**Prompt**
Select each line where the word "index" appears.

——————

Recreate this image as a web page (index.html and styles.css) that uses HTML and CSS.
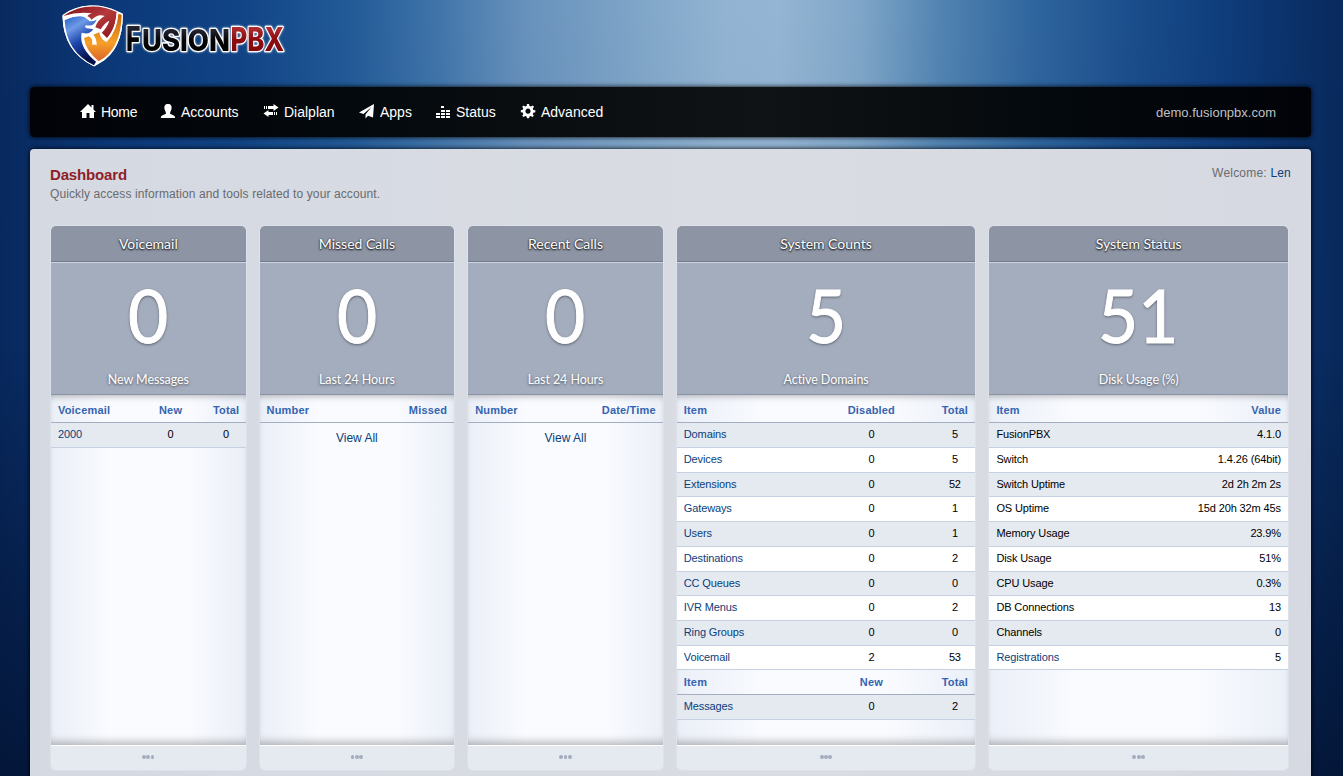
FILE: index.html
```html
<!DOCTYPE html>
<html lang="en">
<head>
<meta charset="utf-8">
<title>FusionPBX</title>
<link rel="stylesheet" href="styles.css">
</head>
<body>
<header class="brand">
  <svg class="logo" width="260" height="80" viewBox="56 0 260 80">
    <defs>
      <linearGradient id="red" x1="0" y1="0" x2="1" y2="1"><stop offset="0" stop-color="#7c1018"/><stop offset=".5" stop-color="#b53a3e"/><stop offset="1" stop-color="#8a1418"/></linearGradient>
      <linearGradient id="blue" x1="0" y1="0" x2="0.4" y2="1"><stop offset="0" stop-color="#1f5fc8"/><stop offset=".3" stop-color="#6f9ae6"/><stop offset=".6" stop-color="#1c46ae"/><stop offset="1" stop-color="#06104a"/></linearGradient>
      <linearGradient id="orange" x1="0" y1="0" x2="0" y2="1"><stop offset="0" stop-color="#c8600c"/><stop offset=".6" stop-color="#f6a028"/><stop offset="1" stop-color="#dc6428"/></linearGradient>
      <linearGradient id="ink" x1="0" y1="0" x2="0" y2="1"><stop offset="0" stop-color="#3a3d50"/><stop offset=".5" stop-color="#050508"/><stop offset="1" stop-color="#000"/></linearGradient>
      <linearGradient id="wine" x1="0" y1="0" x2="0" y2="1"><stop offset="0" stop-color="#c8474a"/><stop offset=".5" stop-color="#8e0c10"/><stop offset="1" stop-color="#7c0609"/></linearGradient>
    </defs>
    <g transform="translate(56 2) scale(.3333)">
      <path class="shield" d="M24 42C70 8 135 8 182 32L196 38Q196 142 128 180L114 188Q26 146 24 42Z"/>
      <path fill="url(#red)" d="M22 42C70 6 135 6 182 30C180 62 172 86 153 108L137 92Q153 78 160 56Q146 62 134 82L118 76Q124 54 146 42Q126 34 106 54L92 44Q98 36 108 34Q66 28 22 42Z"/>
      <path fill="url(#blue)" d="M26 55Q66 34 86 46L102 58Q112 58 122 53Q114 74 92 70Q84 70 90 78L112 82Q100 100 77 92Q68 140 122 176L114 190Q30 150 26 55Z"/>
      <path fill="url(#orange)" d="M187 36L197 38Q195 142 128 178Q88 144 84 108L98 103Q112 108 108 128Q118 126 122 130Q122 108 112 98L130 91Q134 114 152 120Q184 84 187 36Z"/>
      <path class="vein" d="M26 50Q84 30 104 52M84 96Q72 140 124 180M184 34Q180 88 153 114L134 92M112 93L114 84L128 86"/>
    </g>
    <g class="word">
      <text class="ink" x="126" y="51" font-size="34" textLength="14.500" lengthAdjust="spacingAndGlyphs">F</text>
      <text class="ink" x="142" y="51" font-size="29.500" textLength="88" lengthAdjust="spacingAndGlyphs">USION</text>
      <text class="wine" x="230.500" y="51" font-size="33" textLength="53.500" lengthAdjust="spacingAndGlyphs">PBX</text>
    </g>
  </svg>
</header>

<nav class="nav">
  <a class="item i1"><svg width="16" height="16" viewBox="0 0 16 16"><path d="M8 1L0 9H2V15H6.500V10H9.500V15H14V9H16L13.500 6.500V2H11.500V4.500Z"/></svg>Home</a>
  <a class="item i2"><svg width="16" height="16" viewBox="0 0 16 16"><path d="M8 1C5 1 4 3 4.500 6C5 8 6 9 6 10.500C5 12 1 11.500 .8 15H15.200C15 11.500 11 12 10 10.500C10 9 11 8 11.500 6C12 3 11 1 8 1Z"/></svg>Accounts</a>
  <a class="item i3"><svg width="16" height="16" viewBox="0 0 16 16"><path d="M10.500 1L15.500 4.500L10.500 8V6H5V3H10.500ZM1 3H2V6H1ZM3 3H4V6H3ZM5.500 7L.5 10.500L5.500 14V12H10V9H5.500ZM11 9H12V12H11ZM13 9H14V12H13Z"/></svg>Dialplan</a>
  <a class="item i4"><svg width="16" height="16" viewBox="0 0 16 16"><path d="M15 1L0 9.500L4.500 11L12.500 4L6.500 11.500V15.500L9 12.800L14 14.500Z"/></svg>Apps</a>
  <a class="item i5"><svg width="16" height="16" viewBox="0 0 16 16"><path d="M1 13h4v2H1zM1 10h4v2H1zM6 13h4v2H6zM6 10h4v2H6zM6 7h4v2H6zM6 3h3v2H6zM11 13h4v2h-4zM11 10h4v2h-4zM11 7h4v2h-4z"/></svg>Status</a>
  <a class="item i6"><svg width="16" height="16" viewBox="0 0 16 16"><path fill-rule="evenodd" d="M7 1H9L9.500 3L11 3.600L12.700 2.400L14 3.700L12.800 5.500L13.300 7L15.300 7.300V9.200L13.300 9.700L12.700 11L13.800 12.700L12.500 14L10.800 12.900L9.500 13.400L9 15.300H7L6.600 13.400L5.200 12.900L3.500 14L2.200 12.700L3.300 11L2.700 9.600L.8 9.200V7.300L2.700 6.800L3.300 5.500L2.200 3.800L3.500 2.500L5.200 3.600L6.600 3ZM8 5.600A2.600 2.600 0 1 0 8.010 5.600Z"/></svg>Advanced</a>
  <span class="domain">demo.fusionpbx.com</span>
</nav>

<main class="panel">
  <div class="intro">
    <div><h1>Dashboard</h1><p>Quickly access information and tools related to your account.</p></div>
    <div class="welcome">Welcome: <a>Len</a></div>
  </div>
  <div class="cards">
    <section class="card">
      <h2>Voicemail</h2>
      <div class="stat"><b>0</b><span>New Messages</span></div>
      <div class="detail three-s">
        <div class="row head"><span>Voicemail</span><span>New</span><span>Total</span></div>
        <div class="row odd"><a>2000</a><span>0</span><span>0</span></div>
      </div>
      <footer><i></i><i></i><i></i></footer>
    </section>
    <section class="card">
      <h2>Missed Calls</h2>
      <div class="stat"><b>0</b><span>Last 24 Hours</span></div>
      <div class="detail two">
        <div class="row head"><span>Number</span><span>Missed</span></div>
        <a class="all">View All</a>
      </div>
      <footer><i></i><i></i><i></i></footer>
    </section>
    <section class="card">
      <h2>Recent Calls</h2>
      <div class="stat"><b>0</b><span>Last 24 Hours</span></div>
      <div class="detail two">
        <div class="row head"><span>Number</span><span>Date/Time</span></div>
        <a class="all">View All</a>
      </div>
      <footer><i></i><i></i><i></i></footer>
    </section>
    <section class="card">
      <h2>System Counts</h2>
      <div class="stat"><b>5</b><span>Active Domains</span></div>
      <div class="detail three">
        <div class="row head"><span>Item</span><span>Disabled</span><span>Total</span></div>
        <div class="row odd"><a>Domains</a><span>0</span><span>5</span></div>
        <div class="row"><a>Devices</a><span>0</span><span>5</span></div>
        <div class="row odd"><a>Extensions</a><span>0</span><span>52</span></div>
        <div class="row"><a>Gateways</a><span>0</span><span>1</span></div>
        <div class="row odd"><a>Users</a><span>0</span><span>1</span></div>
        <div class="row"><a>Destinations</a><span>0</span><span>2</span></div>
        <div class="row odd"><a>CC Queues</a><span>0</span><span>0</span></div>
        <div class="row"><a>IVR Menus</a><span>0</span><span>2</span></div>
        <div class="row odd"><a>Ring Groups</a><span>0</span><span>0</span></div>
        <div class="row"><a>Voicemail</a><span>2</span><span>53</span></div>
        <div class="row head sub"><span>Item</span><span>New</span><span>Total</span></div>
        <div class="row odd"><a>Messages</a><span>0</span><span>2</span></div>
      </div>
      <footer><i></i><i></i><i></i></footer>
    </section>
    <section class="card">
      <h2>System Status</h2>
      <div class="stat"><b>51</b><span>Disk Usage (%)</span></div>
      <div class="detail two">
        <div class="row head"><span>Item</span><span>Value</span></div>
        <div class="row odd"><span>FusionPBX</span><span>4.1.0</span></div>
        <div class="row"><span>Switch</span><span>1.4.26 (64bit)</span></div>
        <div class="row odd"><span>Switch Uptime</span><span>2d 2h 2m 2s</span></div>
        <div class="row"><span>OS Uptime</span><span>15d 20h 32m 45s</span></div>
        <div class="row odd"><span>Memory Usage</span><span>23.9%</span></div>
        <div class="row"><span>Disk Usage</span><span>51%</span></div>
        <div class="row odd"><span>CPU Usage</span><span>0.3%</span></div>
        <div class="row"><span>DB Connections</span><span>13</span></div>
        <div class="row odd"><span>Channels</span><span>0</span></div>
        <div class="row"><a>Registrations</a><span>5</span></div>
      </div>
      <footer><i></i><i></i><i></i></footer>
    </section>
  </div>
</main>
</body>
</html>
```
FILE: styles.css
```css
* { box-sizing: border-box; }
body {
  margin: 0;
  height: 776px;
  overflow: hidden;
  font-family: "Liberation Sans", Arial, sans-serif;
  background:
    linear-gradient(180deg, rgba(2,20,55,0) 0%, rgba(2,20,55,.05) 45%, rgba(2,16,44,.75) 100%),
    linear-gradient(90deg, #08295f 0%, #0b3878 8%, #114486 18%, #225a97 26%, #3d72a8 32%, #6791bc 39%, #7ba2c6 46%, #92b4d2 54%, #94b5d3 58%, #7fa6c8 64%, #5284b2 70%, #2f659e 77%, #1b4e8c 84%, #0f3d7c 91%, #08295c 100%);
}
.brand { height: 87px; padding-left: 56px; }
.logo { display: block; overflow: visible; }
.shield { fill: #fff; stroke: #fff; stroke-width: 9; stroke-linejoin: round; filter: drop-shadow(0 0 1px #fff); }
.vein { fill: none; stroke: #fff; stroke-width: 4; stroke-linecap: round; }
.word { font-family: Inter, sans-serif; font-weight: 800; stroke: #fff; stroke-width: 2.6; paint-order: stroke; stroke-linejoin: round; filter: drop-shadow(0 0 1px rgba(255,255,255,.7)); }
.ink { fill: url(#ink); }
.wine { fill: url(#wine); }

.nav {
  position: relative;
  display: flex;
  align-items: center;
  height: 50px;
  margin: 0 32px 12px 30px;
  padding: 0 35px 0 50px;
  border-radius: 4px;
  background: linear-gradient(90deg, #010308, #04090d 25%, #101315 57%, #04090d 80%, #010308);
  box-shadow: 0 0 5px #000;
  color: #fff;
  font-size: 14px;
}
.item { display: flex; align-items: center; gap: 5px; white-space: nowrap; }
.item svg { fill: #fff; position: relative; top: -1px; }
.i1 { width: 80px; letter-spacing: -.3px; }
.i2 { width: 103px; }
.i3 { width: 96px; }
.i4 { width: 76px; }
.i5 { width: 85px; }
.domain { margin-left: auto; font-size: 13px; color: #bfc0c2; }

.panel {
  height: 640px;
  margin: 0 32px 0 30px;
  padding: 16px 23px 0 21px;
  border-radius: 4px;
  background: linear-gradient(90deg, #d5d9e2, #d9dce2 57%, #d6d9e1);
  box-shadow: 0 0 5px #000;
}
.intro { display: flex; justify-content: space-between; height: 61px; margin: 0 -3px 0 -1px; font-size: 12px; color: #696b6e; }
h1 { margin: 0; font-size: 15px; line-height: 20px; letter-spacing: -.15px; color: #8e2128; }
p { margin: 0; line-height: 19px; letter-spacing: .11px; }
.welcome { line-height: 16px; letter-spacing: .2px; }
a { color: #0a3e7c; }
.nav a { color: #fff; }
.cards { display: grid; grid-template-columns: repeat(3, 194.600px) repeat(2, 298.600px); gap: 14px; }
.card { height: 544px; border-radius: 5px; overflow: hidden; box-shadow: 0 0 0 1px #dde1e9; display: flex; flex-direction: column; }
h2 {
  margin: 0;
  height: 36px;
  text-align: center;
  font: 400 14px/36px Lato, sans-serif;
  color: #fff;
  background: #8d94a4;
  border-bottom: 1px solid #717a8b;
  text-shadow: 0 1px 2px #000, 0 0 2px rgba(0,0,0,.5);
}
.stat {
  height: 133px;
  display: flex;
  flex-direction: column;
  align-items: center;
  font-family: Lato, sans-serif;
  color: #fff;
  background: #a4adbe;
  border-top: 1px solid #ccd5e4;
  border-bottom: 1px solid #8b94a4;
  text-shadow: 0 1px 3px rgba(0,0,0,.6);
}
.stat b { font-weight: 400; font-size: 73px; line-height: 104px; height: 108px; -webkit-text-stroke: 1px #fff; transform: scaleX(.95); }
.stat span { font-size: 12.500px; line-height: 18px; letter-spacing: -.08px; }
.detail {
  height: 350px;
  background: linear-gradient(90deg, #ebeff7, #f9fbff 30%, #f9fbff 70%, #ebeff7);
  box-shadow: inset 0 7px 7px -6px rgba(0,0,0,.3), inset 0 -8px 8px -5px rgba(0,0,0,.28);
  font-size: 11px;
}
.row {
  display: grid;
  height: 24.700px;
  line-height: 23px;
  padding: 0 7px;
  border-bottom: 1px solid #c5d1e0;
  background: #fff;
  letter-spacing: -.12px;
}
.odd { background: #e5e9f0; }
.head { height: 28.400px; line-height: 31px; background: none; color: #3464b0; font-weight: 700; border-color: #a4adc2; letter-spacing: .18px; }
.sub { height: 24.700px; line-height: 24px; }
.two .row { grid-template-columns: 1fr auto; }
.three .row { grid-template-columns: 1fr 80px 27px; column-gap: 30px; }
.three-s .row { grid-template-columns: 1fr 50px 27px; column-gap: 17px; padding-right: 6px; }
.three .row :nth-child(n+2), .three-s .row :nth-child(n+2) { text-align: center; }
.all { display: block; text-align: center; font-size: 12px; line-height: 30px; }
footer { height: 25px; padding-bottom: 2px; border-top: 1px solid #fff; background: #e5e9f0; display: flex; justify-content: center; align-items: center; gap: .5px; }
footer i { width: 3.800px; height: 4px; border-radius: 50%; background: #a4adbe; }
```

——————

**Final answer**
Recreate this image as a web page (index.html and styles.css) that uses HTML and CSS.
FILE: index.html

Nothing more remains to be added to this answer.